Direction.
Copy every line in which the string "React" occurs.

Data shown.
--- Begin ---
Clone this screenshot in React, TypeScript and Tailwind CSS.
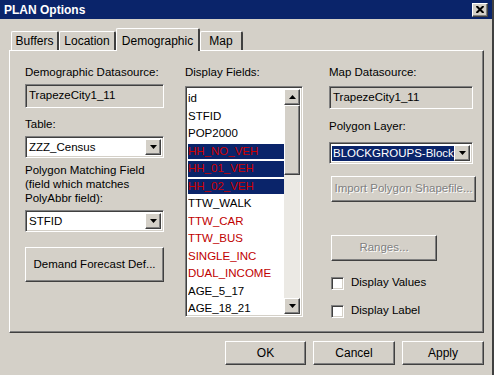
import React from 'react';

const raised =
  'border border-t-white border-l-white border-r-[#404040] border-b-[#404040] shadow-[inset_-1px_-1px_0_#808080]';
const sunken =
  'border border-t-[#808080] border-l-[#808080] border-r-white border-b-white shadow-[inset_1px_1px_0_#404040,inset_-1px_-1px_0_#d4d0c8]';

function Arrow({ up = false }: { up?: boolean }) {
  return (
    <svg width="7" height="4" viewBox="0 0 7 4">
      {up ? <path d="M3.5 0 L7 4 L0 4 Z" fill="#000" /> : <path d="M0 0 L7 0 L3.5 4 Z" fill="#000" />}
    </svg>
  );
}

function Combo({ value, selected = false, className = '' }: { value: string; selected?: boolean; className?: string }) {
  return (
    <div className={`${sunken} bg-white h-[22px] flex items-center pl-[2px] pr-[2px] ${className}`}>
      <div className="flex-1 min-w-0 flex items-center">
        <span className={`px-[1px] leading-[15px] whitespace-nowrap overflow-hidden ${selected ? 'bg-[#0a246a] text-white' : 'text-black'}`}>
          {value}
        </span>
      </div>
      <div className={`${raised} w-[16px] h-[16px] bg-[#d4d0c8] flex items-center justify-center shrink-0`}>
        <Arrow />
      </div>
    </div>
  );
}

function Button({ label, disabled = false, className = '' }: { label: string; disabled?: boolean; className?: string }) {
  return (
    <div className={`${raised} bg-[#d4d0c8] flex items-center justify-center ${className}`}>
      <span className={disabled ? 'text-[#808080] [text-shadow:1px_1px_0_#fff]' : 'text-black'}>{label}</span>
    </div>
  );
}

function Checkbox({ label }: { label: string }) {
  return (
    <div className="flex items-center gap-[7px] h-[14px]">
      <div className={`${sunken} bg-white w-[13px] h-[13px]`} />
      <span>{label}</span>
    </div>
  );
}

const fields: Array<[string, number]> = [
  ['id', 0],
  ['STFID', 0],
  ['POP2000', 0],
  ['HH_NO_VEH', 2],
  ['HH_01_VEH', 2],
  ['HH_02_VEH', 2],
  ['TTW_WALK', 0],
  ['TTW_CAR', 1],
  ['TTW_BUS', 1],
  ['SINGLE_INC', 1],
  ['DUAL_INCOME', 1],
  ['AGE_5_17', 0],
  ['AGE_18_21', 0],
];

function FieldList() {
  return (
    <div className={`${sunken} bg-white h-[231px] w-[118px] flex p-[2px] mt-[7px]`}>
      <div className="flex-1 pl-[0px] pt-[1px] overflow-hidden">
        {fields.map(([name, kind]) => (
          <div key={name} className="h-[17.5px] flex items-center">
            <div
              className={`h-[15.5px] w-full flex items-center leading-none ${
                kind === 2 ? 'bg-[#0a246a] text-[#d00000]' : kind === 1 ? 'text-[#c00000]' : 'text-black'
              }`}
            >
              {name}
            </div>
          </div>
        ))}
      </div>
      <div className="w-[16px] flex flex-col shrink-0">
        <div className={`${raised} h-[16px] bg-[#d4d0c8] flex items-center justify-center`}>
          <Arrow up />
        </div>
        <div className={`${raised} h-[70px] bg-[#d4d0c8]`} />
        <div className="flex-1 bg-[#ebe9e4]" />
        <div className={`${raised} h-[16px] bg-[#d4d0c8] flex items-center justify-center`}>
          <Arrow />
        </div>
      </div>
    </div>
  );
}

export default function App() {
  const tabs = [
    { name: 'Buffers', w: 'w-[48px]' },
    { name: 'Location', w: 'w-[57px]' },
    { name: 'Demographic', w: 'w-[84px]' },
    { name: 'Map', w: 'w-[43px]' },
  ];
  return (
    <div className="w-[494px] h-[375px] bg-[#d4d0c8] text-[11.5px] text-black font-['Liberation_Sans',Arial,sans-serif] border-r-2 border-r-[#404040] overflow-hidden flex flex-col">
      <div className="h-[19px] bg-[#0a246a] flex items-center pl-[4px] pr-[4px]">
        <span className="text-white font-bold text-[12px] flex-1">PLAN Options</span>
        <div className={`${raised} w-[16px] h-[14px] bg-[#d4d0c8] flex items-center justify-center`}>
          <svg width="8" height="7" viewBox="0 0 8 7">
            <path d="M0.5 0 L7.5 7 M7.5 0 L0.5 7" stroke="#000" strokeWidth="2" />
          </svg>
        </div>
      </div>

      <div className="pl-[9px] pr-[8px] pt-[9px]">
        <div className="flex items-end h-[22px] pl-[2px]">
          {tabs.map((t) =>
            t.name === 'Demographic' ? (
              <div
                key={t.name}
                className={`${t.w} h-[23px] -mb-px relative z-10 bg-[#d4d0c8] border-t border-l border-t-white border-l-white border-r-2 border-r-[#404040] rounded-t-[2px] flex items-start justify-center pt-[3px] text-[12px]`}
              >
                {t.name}
              </div>
            ) : (
              <div
                key={t.name}
                className={`${t.w} h-[19px] bg-[#d4d0c8] border-t border-l border-t-white border-l-white border-r-2 border-r-[#404040] rounded-t-[2px] flex items-center justify-center text-[12px]`}
              >
                {t.name}
              </div>
            )
          )}
        </div>

        <div className="h-[283px] border border-t-white border-l-white border-r-[#404040] border-b-[#404040] shadow-[inset_-1px_-1px_0_#808080] flex pl-[15px] pt-[14px]">
          <div className="w-[139px] flex flex-col">
            <div className="leading-[14px]">Demographic Datasource:</div>
            <div className={`${sunken} h-[24px] mt-[5px] flex items-center pl-[3px]`}>TrapezeCity1_11</div>
            <div className="leading-[14px] mt-[9px]">Table:</div>
            <Combo value="ZZZ_Census" className="mt-[5px]" />
            <div className="leading-[14px] mt-[5px]">
              Polygon Matching Field
              <br />
              (field which matches
              <br />
              PolyAbbr field):
            </div>
            <Combo value="STFID" className="mt-[5px]" />
            <Button label="Demand Forecast Def..." className="h-[35px] mt-[15px]" />
          </div>

          <div className="w-[118px] ml-[21px] flex flex-col">
            <div className="leading-[14px]">Display Fields:</div>
            <FieldList />
          </div>

          <div className="w-[147px] ml-[26px] flex flex-col">
            <div className="leading-[14px]">Map Datasource:</div>
            <div className={`${sunken} h-[23px] mt-[7px] w-[144px] flex items-center pl-[3px]`}>TrapezeCity1_11</div>
            <div className="leading-[14px] mt-[10px]">Polygon Layer:</div>
            <Combo value="BLOCKGROUPS-Block" selected className="mt-[9px] w-[144px]" />
            <Button label="Import Polygon Shapefile..." disabled className="h-[26px] mt-[12px] ml-[2px] w-[145px]" />
            <Button label="Ranges..." disabled className="h-[26px] mt-[33px] ml-[2px] w-[106px]" />
            <div className="flex flex-col gap-[14px] mt-[15px] ml-[2px]">
              <Checkbox label="Display Values" />
              <Checkbox label="Display Label" />
            </div>
          </div>
        </div>

        <div className="flex justify-end gap-[7px] mt-[8px] pr-[0px]">
          <Button label="OK" className="w-[81px] h-[24px] text-[12px]" />
          <Button label="Cancel" className="w-[82px] h-[24px] text-[12px]" />
          <Button label="Apply" className="w-[82px] h-[24px] text-[12px]" />
        </div>
      </div>
    </div>
  );
}
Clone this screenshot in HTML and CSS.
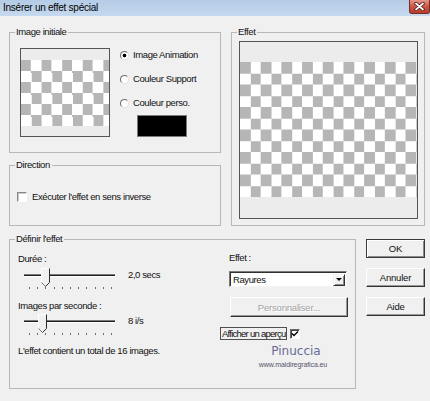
FILE: index.html
```html
<!DOCTYPE html>
<html lang="fr">
<head>
<meta charset="utf-8">
<title>Insérer un effet spécial</title>
<link rel="stylesheet" href="styles.css">
</head>
<body>
<div class="titlebar">
  <span class="title">Insérer un effet spécial</span>
  <span class="close" aria-label="Fermer">
    <svg width="11" height="9" viewBox="0 0 11 9">
      <path d="M2 1.5 L9 7.5 M9 1.5 L2 7.5" stroke="#4a1c16" stroke-width="3.4" stroke-linecap="round"/>
      <path d="M2 1.5 L9 7.5 M9 1.5 L2 7.5" stroke="#ffffff" stroke-width="1.7" stroke-linecap="round"/>
    </svg>
  </span>
</div>
<div class="content">
  <div class="top-row">
    <div class="left-col">
      <fieldset class="group">
        <legend>Image initiale</legend>
        <div class="initial-body">
          <div class="preview preview-small">
            <div class="strip strip-s1"></div>
            <div class="checker checker-small"></div>
            <div class="strip strip-s2"></div>
          </div>
          <div class="radios">
            <div class="radio-row"><span class="radio checked"></span><span>Image Animation</span></div>
            <div class="radio-row"><span class="radio"></span><span>Couleur Support</span></div>
            <div class="radio-row"><span class="radio"></span><span>Couleur perso.</span></div>
            <div class="swatch"></div>
          </div>
        </div>
      </fieldset>
      <fieldset class="group group-direction">
        <legend>Direction</legend>
        <div class="direction-body">
          <div class="check-row"><span class="checkbox"></span><span>Exécuter l'effet en sens inverse</span></div>
        </div>
      </fieldset>
    </div>
    <fieldset class="group group-effet">
      <legend>Effet</legend>
      <div class="effet-body">
        <div class="preview preview-large">
          <div class="strip strip-l1"></div>
          <div class="checker checker-large"></div>
          <div class="strip strip-l2"></div>
        </div>
      </div>
    </fieldset>
  </div>
  <div class="bottom-row">
    <fieldset class="group group-define">
      <legend>Définir l'effet</legend>
      <div class="define-body">
        <div class="define-left">
          <div class="lbl lbl-duree">Durée :</div>
          <div class="slider-row slider-row-1">
            <svg class="slider" width="100" height="23" viewBox="0 0 100 23">
              <rect x="1" y="7" width="91" height="1" fill="#7a7a7a"/>
              <rect x="1" y="8" width="91" height="1" fill="#1e1e1e"/>
              <rect x="1" y="9" width="91" height="1" fill="#ffffff"/>
              <g fill="#6a6a6a">
                <rect x="6" y="20" width="1" height="2"/><rect x="14" y="20" width="1" height="2"/>
                <rect x="22" y="20" width="1" height="2"/><rect x="31" y="20" width="1" height="2"/>
                <rect x="39" y="20" width="1" height="2"/><rect x="47" y="20" width="1" height="2"/>
                <rect x="55" y="20" width="1" height="2"/><rect x="63" y="20" width="1" height="2"/>
                <rect x="72" y="20" width="1" height="2"/><rect x="80" y="20" width="1" height="2"/>
                <rect x="88" y="20" width="1" height="2"/>
              </g>
              <g transform="translate(18,1)">
                <polygon points="0.5,0.5 8.5,0.5 8.5,14.5 4.5,18.5 0.5,14.5" fill="#f0f0f0"/>
                <polyline points="0.5,14.5 0.5,0.5 8.5,0.5" fill="none" stroke="#ffffff"/>
                <polyline points="0.5,14.5 4.5,18.5" fill="none" stroke="#777777"/>
                <polyline points="8.5,0.5 8.5,14.5 4.5,18.5" fill="none" stroke="#2a2a2a"/>
              </g>
            </svg>
            <span class="slider-val">2,0 secs</span>
          </div>
          <div class="lbl lbl-ips">Images par seconde :</div>
          <div class="slider-row slider-row-2">
            <svg class="slider" width="100" height="23" viewBox="0 0 100 23">
              <rect x="1" y="7" width="91" height="1" fill="#7a7a7a"/>
              <rect x="1" y="8" width="91" height="1" fill="#1e1e1e"/>
              <rect x="1" y="9" width="91" height="1" fill="#ffffff"/>
              <g fill="#6a6a6a">
                <rect x="6" y="20" width="1" height="2"/><rect x="14" y="20" width="1" height="2"/>
                <rect x="22" y="20" width="1" height="2"/><rect x="31" y="20" width="1" height="2"/>
                <rect x="39" y="20" width="1" height="2"/><rect x="47" y="20" width="1" height="2"/>
                <rect x="55" y="20" width="1" height="2"/><rect x="63" y="20" width="1" height="2"/>
                <rect x="72" y="20" width="1" height="2"/><rect x="80" y="20" width="1" height="2"/>
                <rect x="88" y="20" width="1" height="2"/>
              </g>
              <g transform="translate(15,1)">
                <polygon points="0.5,0.5 8.5,0.5 8.5,14.5 4.5,18.5 0.5,14.5" fill="#f0f0f0"/>
                <polyline points="0.5,14.5 0.5,0.5 8.5,0.5" fill="none" stroke="#ffffff"/>
                <polyline points="0.5,14.5 4.5,18.5" fill="none" stroke="#777777"/>
                <polyline points="8.5,0.5 8.5,14.5 4.5,18.5" fill="none" stroke="#2a2a2a"/>
              </g>
            </svg>
            <span class="slider-val">8 i/s</span>
          </div>
          <div class="lbl lbl-total">L'effet contient un total de 16 images.</div>
        </div>
        <div class="define-right">
          <div class="lbl lbl-effet">Effet :</div>
          <div class="select">
            <span class="select-text">Rayures</span>
            <span class="select-btn"><span class="tri"></span></span>
          </div>
          <div class="btn btn-disabled">Personnaliser...</div>
          <div class="preview-row">
            <span class="focus-label">Afficher un aperçu</span>
            <span class="checkbox checkbox-on">
              <svg width="8" height="8" viewBox="0 0 8 8"><polyline points="1,3.5 3,5.5 7,1.5" fill="none" stroke="#000" stroke-width="1.4"/></svg>
            </span>
          </div>
          <div class="watermark">Pinuccia</div>
          <div class="watermark-url">www.maidiregrafica.eu</div>
        </div>
      </div>
    </fieldset>
    <div class="buttons">
      <div class="btn btn-default">OK</div>
      <div class="btn">Annuler</div>
      <div class="btn">Aide</div>
    </div>
  </div>
</div>
</body>
</html>
```

FILE: styles.css
```css
* { box-sizing: border-box; }

html, body {
  margin: 0;
  padding: 0;
}

body {
  width: 430px;
  height: 401px;
  overflow: hidden;
  background: #f0f0f0;
  font-family: "Liberation Sans", Arial, sans-serif;
  font-size: 9.5px;
  letter-spacing: -0.4px;
  color: #111;
}

/* ---------- title bar ---------- */
.titlebar {
  height: 16px;
  display: flex;
  justify-content: space-between;
  align-items: flex-start;
  background: linear-gradient(#b5cce6, #c5d9ef);
}

.title {
  padding-left: 3px;
  font-size: 10px;
  letter-spacing: -0.25px;
  line-height: 15px;
  color: #000;
}

.close {
  width: 21px;
  height: 14px;
  display: flex;
  align-items: center;
  justify-content: center;
  background: linear-gradient(#e4988c, #cf5a4b 45%, #b83a2b);
  border: 1px solid #7a2a20;
  border-top: none;
  border-radius: 0 0 3px 3px;
}

/* ---------- layout ---------- */
.content {
  padding: 10px 5px 0 9px;
}

.top-row {
  display: flex;
  gap: 10px;
}

.left-col {
  width: 212px;
  display: flex;
  flex-direction: column;
}

.bottom-row {
  display: flex;
  gap: 10px;
  margin-top: 7px;
}

/* ---------- group boxes ---------- */
.group {
  margin: 0;
  padding: 0;
  min-width: 0;
  border: 1px solid #b8b8b8;
}

.group legend {
  margin-left: 5px;
  padding: 0 2px 0 1px;
  height: 12px;
  line-height: 12px;
}

.initial-body {
  display: flex;
  padding: 10px 0 15px 10px;
}

.group-direction {
  margin-top: 6px;
  flex: 1;
}

.direction-body {
  padding: 20px 0 0 7px;
}

.group-effet {
  width: 194px;
}

.effet-body {
  padding: 3px 6px 6px 7px;
}

/* ---------- previews ---------- */
.preview {
  border: 1px solid #555;
  background: #ececec;
  display: flex;
  flex-direction: column;
}

.preview-small {
  width: 90px;
  height: 89px;
}

.preview-large {
  width: 179px;
  height: 178px;
}

.strip { background: #ececec; }
.strip-s1 { height: 11px; }
.strip-s2 { height: 10px; }
.strip-l1 { height: 20px; }
.strip-l2 { height: 21px; }

.checker {
  background-color: #fff;
  background-image: conic-gradient(#fff 0 25%, #b6b6b6 0 50%, #fff 0 75%, #b6b6b6 0);
}

.checker-small {
  height: 66px;
  background-size: 20.6px 22px;
}

.checker-large {
  height: 135px;
  background-size: 20.7px 22.5px;
}

/* ---------- radios ---------- */
.radios {
  margin-left: 10px;
  display: flex;
  flex-direction: column;
  gap: 12px;
  padding-top: 1px;
}

.radio-row {
  height: 12px;
  line-height: 12px;
  display: flex;
  align-items: center;
  gap: 4px;
}

.radio {
  width: 9px;
  height: 9px;
  border-radius: 50%;
  background: #fff;
  border: 1px solid;
  border-color: #6a6a6a #e2e2e2 #e2e2e2 #6a6a6a;
}

.radio.checked {
  background: radial-gradient(circle, #000 0 1.6px, #fff 2.2px);
}

.swatch {
  margin: -6px 0 0 17px;
  width: 50px;
  height: 22px;
  background: #000;
  border: 1px solid #7a7a7a;
}

/* ---------- checkbox ---------- */
.check-row {
  height: 12px;
  display: flex;
  align-items: center;
  gap: 5px;
  line-height: 12px;
}

.checkbox {
  width: 10px;
  height: 10px;
  background: #fff;
  border: 1px solid;
  border-color: #8a8a8a #fff #fff #8a8a8a;
  box-shadow: inset 1px 1px 0 #c8c8c8;
  display: flex;
  align-items: center;
  justify-content: center;
}

.checkbox-on {
  border-color: #6a6a6a #fff #fff #6a6a6a;
  box-shadow: inset 1px 1px 0 #404040;
}

/* ---------- define effect ---------- */
.group-define {
  width: 347px;
}

.define-body {
  display: flex;
  padding: 0 6px 19px 8px;
}

.define-left {
  width: 202px;
}

.define-right {
  width: 129px;
}

.lbl {
  line-height: 11px;
  height: 11px;
}

.lbl-duree { margin-top: 8px; }
.lbl-ips { margin-top: 10px; }
.lbl-total { margin-top: 9px; }

.slider-row {
  display: flex;
  align-items: flex-start;
  gap: 5px;
  padding-left: 5px;
}

.slider-row-1 { margin-top: 3px; }
.slider-row-2 { margin-top: 2px; }

.slider { display: block; }

.slider-val {
  line-height: 16px;
}

.lbl-effet {
  margin: 7px 0 0 9px;
}

.select {
  margin: 8px 0 0 9px;
  width: 118px;
  height: 16px;
  display: flex;
  align-items: center;
  justify-content: space-between;
  background: #fff;
  border: 1px solid;
  border-color: #7a7a7a #f4f4f4 #f4f4f4 #7a7a7a;
  box-shadow: inset 1px 1px 0 #303030;
}

.select-text {
  padding-left: 3px;
  padding-top: 1px;
}

.select-btn {
  width: 12px;
  height: 12px;
  margin-right: 1px;
  margin-top: 1px;
  display: flex;
  align-items: center;
  justify-content: center;
  background: #f0f0f0;
  border: 1px solid;
  border-color: #f0f0f0 #303030 #303030 #f0f0f0;
  box-shadow: inset 1px 1px 0 #fff, inset -1px -1px 0 #8a8a8a;
}

.tri {
  width: 0;
  height: 0;
  border-left: 3px solid transparent;
  border-right: 3px solid transparent;
  border-top: 3px solid #000;
}

.btn {
  height: 19px;
  display: flex;
  align-items: center;
  justify-content: center;
  background: #f0f0f0;
  border: 1px solid;
  border-color: #fff #333 #333 #fff;
  box-shadow: inset -1px -1px 0 #9a9a9a;
  letter-spacing: -0.2px;
}

.btn-default {
  border-color: #3a3a3a;
  box-shadow: inset 1px 1px 0 #fff, inset -1px -1px 0 #8a8a8a;
}

.btn-disabled {
  margin: 10px 0 0 10px;
  width: 118px;
  height: 20px;
  color: #a3a3a3;
  text-shadow: 1px 1px 0 #fff;
}

.preview-row {
  margin-top: 10px;
  height: 13px;
  display: flex;
  align-items: center;
  gap: 3px;
}

.focus-label {
  height: 13px;
  line-height: 11px;
  padding: 0 1px;
  border: 1px solid #505050;
  letter-spacing: -0.75px;
}

.watermark {
  margin: 4px 0 0 23px;
  text-align: center;
  font-family: "DejaVu Sans", sans-serif;
  font-size: 12px;
  line-height: 14px;
  letter-spacing: 0;
  color: #6a6a96;
}

.watermark-url {
  margin: 3px 0 0 23px;
  padding-right: 6px;
  text-align: center;
  font-size: 7px;
  line-height: 8px;
  letter-spacing: -0.1px;
  color: #55556a;
}

/* ---------- buttons column ---------- */
.buttons {
  width: 59px;
  padding-top: 6px;
  display: flex;
  flex-direction: column;
  gap: 10px;
}
```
--- End ---
Solved exercise.
Clone this screenshot in React, TypeScript and Tailwind CSS.
import React from 'react';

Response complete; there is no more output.